全世代型社会保障制度を維持するためにその財源が必要になるが、安倍総理の「今後10年間は必要ないと私は思っている」と言う討論会での発言が、今後の増税論に足かせになっているようだ。
やっと10%へ増税できたばかりだが誰だってこれでは足りず、16%、25%と考え方はある。IMFだって日本に増税を勧告しているほどだ。財務省だって更なる増税を臭わせる。
今後増税が議論される場では必ず安倍総理のこの発言が問題になるだろう。安倍総理は「私の考えでは」と言っている。自民党政権での公式な考えではないのだろう。安倍政権はもうすぐ任期が来る。安倍政権が終わればいつだって増税を言い出すことはできるのではないか。
ポスト安倍を狙う岸田政調会長は財政再建派で将来の社会保障の財源論を先送りしたいらしい。新聞報道によるとその可能性について曖昧な言い回しらしい。
10%に増税したばかりで全世代型社会保障制度改革の提言を自民党がまとめるらしいが制度設計の議論はするが増税などの財源については当面議論しないらしい。時期尚早でもあるが自民党政権の信用落とす結果になりかねない。
3年後と言うと2022年で団塊の世代が75歳に仲間入りし社会保障儀が急騰する。2~3年以内に積極的な対応が必要と経済財政諮問会議は言うが、ちょっと早すぎないか。
5年後はどうか。アベノミクスの失敗を認め財源不足を訴える手はある。

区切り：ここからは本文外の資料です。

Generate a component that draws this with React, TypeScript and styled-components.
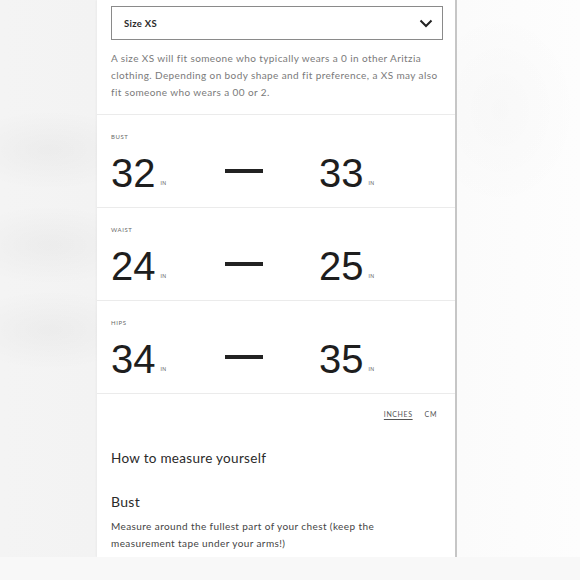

低金利でも設備投資は増えず、量的緩和政策でも物価は上がらない。更なる量的緩和を続ければインフレの危険もあるが、MMT理論から考えると経済の質が変わってきたのだ。だからカネの量で対応するも効果がない。
税収増の政策が他にあるか。MMTが言うように財政赤字を気にせず財政出動するとどうなるか。今、日本全国が台風被害で甚大な被害をこうむっている。一級河川などの崩壊で広い範囲で洪水が発生、それが各所で同時発生しているのだ。そうでなくても橋など公共施設の老朽化が激しい。更新しようにもカネがない。多目的ダム、スーパー堤防の必要性がうたわれているが費用vs効果だ。

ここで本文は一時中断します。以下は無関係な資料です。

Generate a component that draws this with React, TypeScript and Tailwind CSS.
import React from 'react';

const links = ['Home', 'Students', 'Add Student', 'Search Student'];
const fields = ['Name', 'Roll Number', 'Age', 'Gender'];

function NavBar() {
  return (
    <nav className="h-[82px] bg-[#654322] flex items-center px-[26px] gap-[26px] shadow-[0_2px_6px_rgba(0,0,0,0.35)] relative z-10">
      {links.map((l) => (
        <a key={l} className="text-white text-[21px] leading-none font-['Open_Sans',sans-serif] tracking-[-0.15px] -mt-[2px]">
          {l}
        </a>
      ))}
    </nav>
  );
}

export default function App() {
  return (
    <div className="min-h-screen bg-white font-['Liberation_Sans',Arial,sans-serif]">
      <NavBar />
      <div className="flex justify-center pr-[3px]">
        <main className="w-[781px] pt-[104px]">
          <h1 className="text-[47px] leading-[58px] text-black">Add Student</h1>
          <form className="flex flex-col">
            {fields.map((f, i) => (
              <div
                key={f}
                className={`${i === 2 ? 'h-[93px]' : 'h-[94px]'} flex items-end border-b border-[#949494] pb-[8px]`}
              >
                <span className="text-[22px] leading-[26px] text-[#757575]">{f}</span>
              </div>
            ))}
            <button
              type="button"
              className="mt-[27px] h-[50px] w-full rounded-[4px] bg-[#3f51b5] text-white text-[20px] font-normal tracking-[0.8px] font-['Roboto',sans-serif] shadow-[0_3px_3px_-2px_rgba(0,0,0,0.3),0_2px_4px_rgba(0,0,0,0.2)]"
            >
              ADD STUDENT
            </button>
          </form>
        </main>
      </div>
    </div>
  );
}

昔は公共投資すればすそ野が広くあらゆる業種で恩恵が出る相乗効果がうたわれたが、今はどうか。電力会社が先行投資で日本経済を引っ張っていたが、今は原発の効果が経営上期待できず、電柱の地下化の必要が出てきても投資は無理だ。
規制緩和の必要性も謳われているが、低金利でも他の業種が新規参入することなど考えられるのか。安倍政権の規制緩和、戦略特区構想をみるととてもじゃないが期待できない。
むしろタクシー業への規制緩和で新規参入が増えたが、運転手の収入は減り、安全確保からも問題が発生し、今は規制緩和の前に戻そうとしている。規制には国民の生命財産、安全を守る目的もあるのだ。なんでも緩和すればいいということにはならない。
今、日本の予算を見ると100兆円を超える規模だ。税収は増えたとしても赤字は30億円にも上る。欧米では赤字財政を対GDP比3%以内に抑えようとしているが日本は例外を認められている。
税収を増やすには家計への再分配が必要だが、我が国は企業の内部留保が460兆円にもなっている。これに課税して使わせようとすると二重課税だと産業界は騒ぐ。
今回の増税が経済にどう影響するか。財政再建と相まって緊縮財政になれば国民の不満は高まり、欧米のようにポピュリズムの台頭で政治は混乱するだろう。
一方、高福祉高負担でも繁栄している北欧の国がある。何故なのか。将来に心配事のない政治では国民も高負担に納得するのだ。格差社会を解消し企業の利益を家計に再分配するマルクス経済学が今後必要なのではないか。資本主義経済は破綻しているかもしれない。